It’s not fair dad!!

My daughter, I love her to bits, but she can sometimes drive me up the wall.  She’s suffering from pre-teenage syndrome, which causes parents and child to have unnecessary arguments about eating food that’s served and going to bed – my daughter is only 5 years old!

In her early days, she would do as she was told, no questions asked.  Now, she will question every task we as parents give her or decisions that affect her civil rights such as bed time, brushing teeth, putting on pyjamas,  put on her seat belt…the list goes on.

So, yesterday evening, we were having food that I made.  I would consider myself as a decent cook, not like Jamie Oliver or Gordon Ramsay, but I can cook a mean roast and make tasty soups.

A portion of homemade mushroom soup was served to all of us and 3 out of 4 started to eat – good sign.  However, my daughter was in a chatty mood and was talking about anything and everything.  We normally don’t mind and find it amusing talking to our daughter about Global warming, recession, the Universe and Charlie Brown (her horse at horseback riding).

But, we still want to make sure the kids get food before bedtime.  As parents, you gently remind your child to eat the food and you also have to set some boundaries and rules, e.g. “If you don’t eat your food in the next 10 minutes (when the long arm on the clock is pointing at 10), then you are going to bed“.  She fully understood this, as she immediately started to question which time zone and whether it was 10 past 7, 8 or 9?
– smart ass kid

40 minutes into her soup, nice and cold at this stage, I gave her, her final warning.  3 minutes later we marched off to bed.  This did NOT impress her at all.  Whatever she could grab on the way upstairs, holding on to, was grabbed.  You can still spot the claw marks on the walls.  Calmly, I instructed her to get ready for bed, brush her teeth and put on her pyjamas.  Through tears and blabbering (which I can only assume were some ancient Maya curses she learned from her mum), she finally finished up and went into bed.  No goodnight kiss for daddy tonight.

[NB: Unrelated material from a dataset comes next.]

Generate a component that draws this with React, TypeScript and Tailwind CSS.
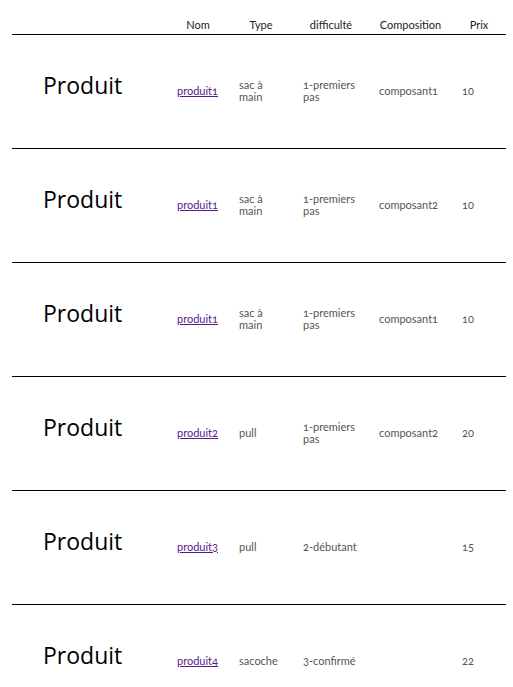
import React from "react";

type Row = { nom: string; type: string; diff: string; comp: string; prix: string };

const rows: Row[] = [
  { nom: "produit1", type: "sac à main", diff: "1-premiers pas", comp: "composant1", prix: "10" },
  { nom: "produit1", type: "sac à main", diff: "1-premiers pas", comp: "composant2", prix: "10" },
  { nom: "produit1", type: "sac à main", diff: "1-premiers pas", comp: "composant1", prix: "10" },
  { nom: "produit2", type: "pull", diff: "1-premiers pas", comp: "composant2", prix: "20" },
  { nom: "produit3", type: "pull", diff: "2-débutant", comp: "", prix: "15" },
  { nom: "produit4", type: "sacoche", diff: "3-confirmé", comp: "", prix: "22" },
];

export default function App() {
  return (
    <div
      className="w-[513px] h-[687px] overflow-hidden bg-white pl-3 pr-[7px] oldstyle-nums"
      style={{ fontFamily: "Lato, 'Open Sans', sans-serif" }}
    >
      <div className="flex items-end h-[35px] border-b border-black pb-[3px] text-[11px] leading-[12px] text-[#222]">
        <div className="w-[155px] shrink-0" />
        <div className="w-[62px] shrink-0 px-[10px] text-center">Nom</div>
        <div className="w-[64px] shrink-0 px-[10px] text-center">Type</div>
        <div className="w-[76px] shrink-0 px-[10px] text-center">difficulté</div>
        <div className="w-[83px] shrink-0 px-[10px] text-center">Composition</div>
        <div className="w-[54px] shrink-0 px-[10px] text-center">Prix</div>
      </div>
      {rows.map((r, i) => (
        <div
          key={i}
          className={`flex items-center h-[114px] pb-[2px] text-[11px] leading-[12px] text-[#555] ${
            i < rows.length - 1 ? "border-b border-black" : ""
          }`}
        >
          <div className="w-[155px] shrink-0 pl-[31px]">
            <span
              className="block text-[23px] leading-[28px] text-black mb-[12px]"
              style={{ fontFamily: "'Open Sans', sans-serif" }}
            >
              Produit
            </span>
          </div>
          <div className="w-[62px] shrink-0 px-[10px]">
            <a href="#" className="underline text-[#551a8b]">
              {r.nom}
            </a>
          </div>
          <div className="w-[64px] shrink-0 px-[10px]">{r.type}</div>
          <div className="w-[76px] shrink-0 px-[10px]">{r.diff}</div>
          <div className="w-[83px] shrink-0 px-[10px]">{r.comp}</div>
          <div className="w-[54px] shrink-0 px-[10px]">{r.prix}</div>
        </div>
      ))}
    </div>
  );
}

My wife arrived upstairs shortly after she was in bed, wanting to explain to our daughter why she had been put to bed without finishing daddy’s wonderful mushroom soup.  Both of them like to discuss things, so they lay in my daughters bed for the next 20 minutes, discussing what happened at the dinner table.  It soon emerged that my daughter was disappointed with my wife, for forcing her upstairs – she wasn’t upset with me, but blamed my wife, for making dad do what he did.  And, she by the way didn’t like my delicious mushroom soup – I was devastated.

She, my daughter that is, even went as far as having a peaceful Gandhi moment, refusing to fall asleep until she got some food.  No screaming, crying or other actions to get her point across, just sitting there staring at her teddy, looking for sympathy.  Unfortunately this protest backfired, as she fell asleep within 10 minutes of protesting, while hugging Nana (her teddy bear).

Anyway, happy days.  My daughter still loves me – sorry love.

Goodnight my daughter, and thanks for bursting my bubble and not joining Gordon Ramsay’s “The F Word” competition.


  1. Thanks for the warning about how inconceivably strange I should expect my kids to act in a couple of years. For now I’m happy just dealing with random cry fits without the real “drama.”